As I understand the situation, this is something of an exercise in futility as Shellie was in the process of earning a nursing degree–a process interrupted by having to hide to preserve her life–and had not therefore earned a nursing license.  There is also the small matter that Shellie has yet to be convicted of anything, but that legal technicality has not stopped those clamoring for the blood of either of the Zimmermans or their families.  Readers will be heartened to learn the petition has garnered a total of 36 signatures.

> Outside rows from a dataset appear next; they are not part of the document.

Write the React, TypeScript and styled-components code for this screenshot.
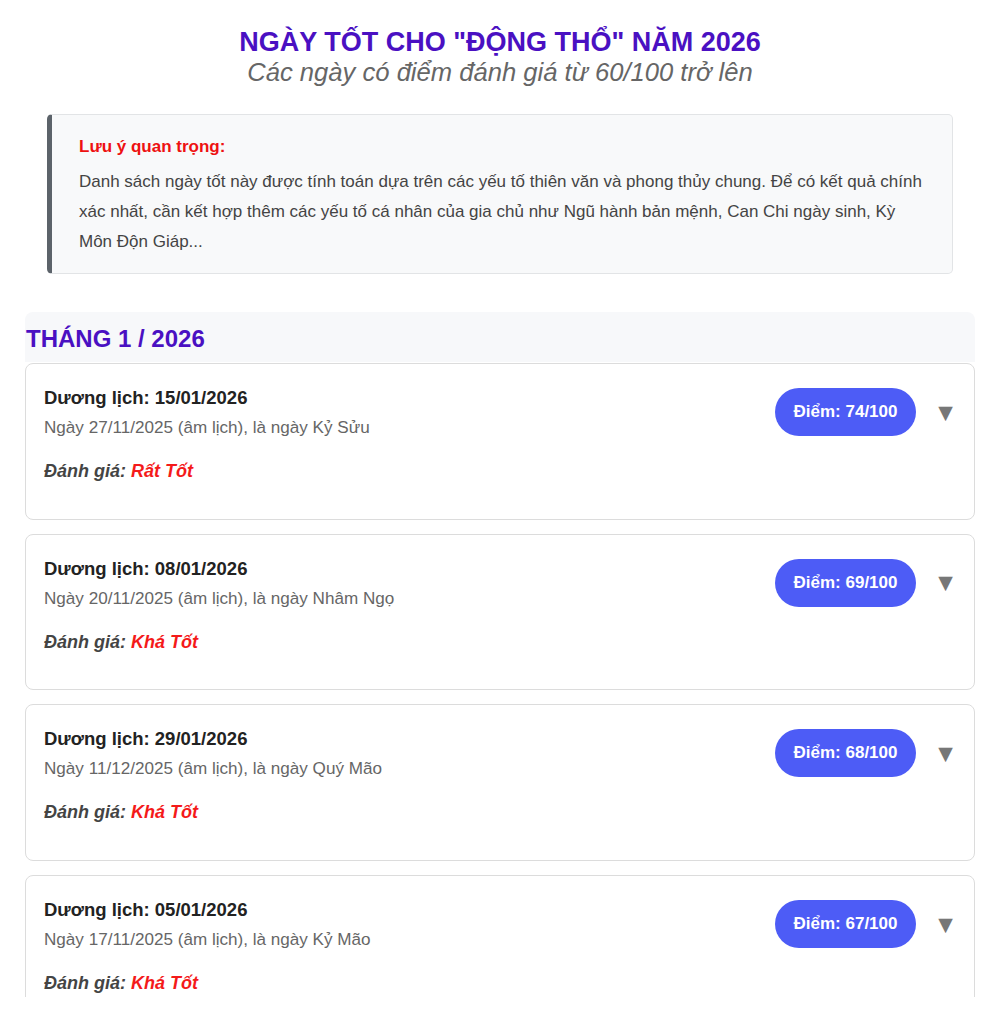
import React from "react";
import styled, { createGlobalStyle } from "styled-components";

const GlobalStyle = createGlobalStyle`
  html, body { margin: 0; padding: 0; background: #ffffff; }
  body { font-family: "Liberation Sans", Arial, sans-serif; }
`;

const Viewport = styled.div`
  height: 997px;
  overflow: hidden;
  background: #fff;
`;

const Container = styled.main`
  width: 950px;
  margin: 0 auto;
  padding-top: 26px;
`;

const Header = styled.header`
  text-align: center;
`;

const Title = styled.h1`
  margin: 0;
  font-size: 27px;
  line-height: 32px;
  font-weight: 700;
  color: #4a10c2;
`;

const Subtitle = styled.p`
  margin: -1px 0 0;
  font-size: 25.6px;
  line-height: 30px;
  font-style: italic;
  color: #666;
`;

const Note = styled.section`
  margin: 27px 22px 38px;
  padding: 20px 26px 16px 27px;
  background: #f8f9fa;
  border: 1px solid #e2e4e6;
  border-left: 5px solid #5c636a;
  border-radius: 5px;
`;

const NoteLabel = styled.div`
  font-size: 17px;
  line-height: 24px;
  font-weight: 700;
  color: #ee1111;
  margin-bottom: 8px;
`;

const NoteText = styled.p`
  margin: 0;
  font-size: 17px;
  line-height: 30px;
  color: #444;
`;

const MonthHeader = styled.h2`
  margin: 0;
  padding: 12px 1px 8px;
  background: #f7f8fa;
  border-radius: 8px 8px 0 0;
  font-size: 24px;
  line-height: 30px;
  font-weight: 700;
  color: #4a10c2;
`;

const CardList = styled.div`
  display: flex;
  flex-direction: column;
  gap: 14px;
  margin-top: 1px;
`;

const Card = styled.article`
  display: flex;
  align-items: flex-start;
  justify-content: space-between;
  padding: 22px 20px 35.7px 18px;
  border: 1px solid #dcdcdc;
  border-radius: 8px;
  background: #fff;
`;

const Info = styled.div`
  display: flex;
  flex-direction: column;
`;

const SolarDate = styled.div`
  font-size: 18.5px;
  line-height: 24px;
  font-weight: 700;
  color: #222;
`;

const LunarDate = styled.div`
  margin-top: 6px;
  font-size: 17.1px;
  line-height: 24px;
  color: #666;
`;

const Rating = styled.div`
  margin-top: 19px;
  font-size: 18px;
  line-height: 24px;
  font-weight: 700;
  font-style: italic;
  color: #444;
`;

const RatingValue = styled.span`
  color: #f41a1a;
`;

const Side = styled.div`
  display: flex;
  align-items: center;
  gap: 21px;
  margin-top: 2px;
`;

const ScoreBadge = styled.div`
  width: 141px;
  height: 48px;
  border-radius: 24px;
  background: #4d5cf6;
  color: #fff;
  font-size: 17px;
  font-weight: 700;
  display: flex;
  align-items: center;
  justify-content: center;
`;

const Toggle = styled.span`
  color: #777;
  font-size: 19px;
  line-height: 1;
  width: 17px;
  text-align: center;
  font-family: "DejaVu Sans", sans-serif;
`;

type Day = { solar: string; lunar: string; can: string; score: number; rating: string };

const days: Day[] = [
  { solar: "15/01/2026", lunar: "27/11/2025", can: "Kỷ Sửu", score: 74, rating: "Rất Tốt" },
  { solar: "08/01/2026", lunar: "20/11/2025", can: "Nhâm Ngọ", score: 69, rating: "Khá Tốt" },
  { solar: "29/01/2026", lunar: "11/12/2025", can: "Quý Mão", score: 68, rating: "Khá Tốt" },
  { solar: "05/01/2026", lunar: "17/11/2025", can: "Kỷ Mão", score: 67, rating: "Khá Tốt" },
];

export default function App() {
  return (
    <Viewport>
      <GlobalStyle />
      <Container>
        <Header>
          <Title>NGÀY TỐT CHO "ĐỘNG THỔ" NĂM 2026</Title>
          <Subtitle>Các ngày có điểm đánh giá từ 60/100 trở lên</Subtitle>
        </Header>
        <Note>
          <NoteLabel>Lưu ý quan trọng:</NoteLabel>
          <NoteText>
            Danh sách ngày tốt này được tính toán dựa trên các yếu tố thiên văn và phong thủy chung. Để có kết quả chính
            xác nhất, cần kết hợp thêm các yếu tố cá nhân của gia chủ như Ngũ hành bản mệnh, Can Chi ngày sinh, Kỳ
            Môn Độn Giáp...
          </NoteText>
        </Note>
        <MonthHeader>THÁNG 1 / 2026</MonthHeader>
        <CardList>
          {days.map((d) => (
            <Card key={d.solar}>
              <Info>
                <SolarDate>Dương lịch: {d.solar}</SolarDate>
                <LunarDate>
                  Ngày {d.lunar} (âm lịch), là ngày {d.can}
                </LunarDate>
                <Rating>
                  Đánh giá: <RatingValue>{d.rating}</RatingValue>
                </Rating>
              </Info>
              <Side>
                <ScoreBadge>Điểm: {d.score}/100</ScoreBadge>
                <Toggle>▼</Toggle>
              </Side>
            </Card>
          ))}
        </CardList>
      </Container>
    </Viewport>
  );
}
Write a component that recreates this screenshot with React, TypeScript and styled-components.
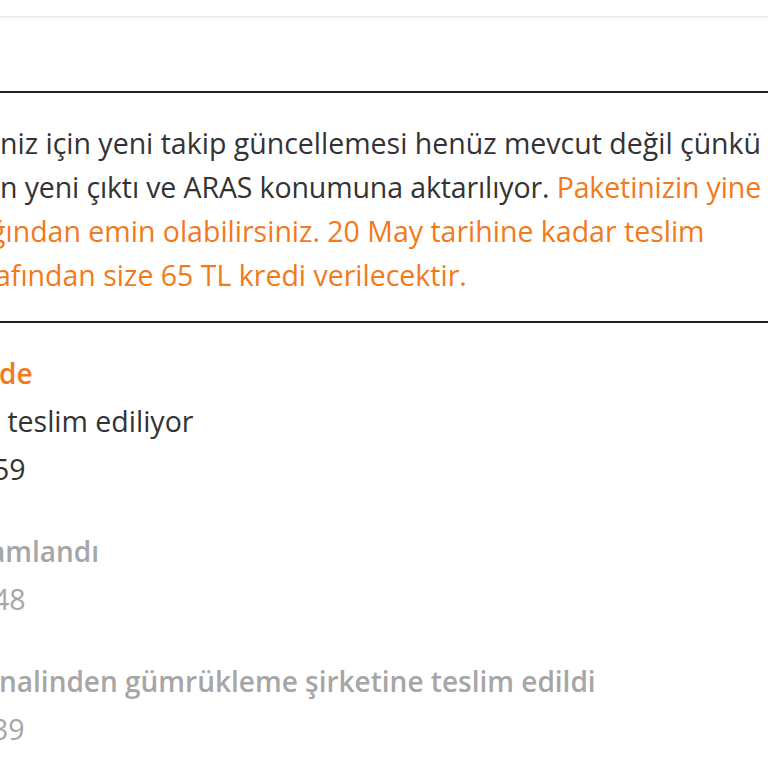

It’s hard to describe precisely how disturbing and unusual this prosecutorial trend is.  I pray it’s confined to this group of particularly unethical prosecutors.  It’s one thing for a prosecutor to file charges in a case where the evidence is less than perfect.  That’s a judgment call.  But to file charges when there is no evidence?  I hope that the public isn’t becoming so inured to this that it is becoming the new normal.  I hope that it’s not just another integral part of Mr. Obama’s fundamental transformation of America.

Expect any motion to dismiss the case to be denied.  I’ll continue to report as additional information becomes available.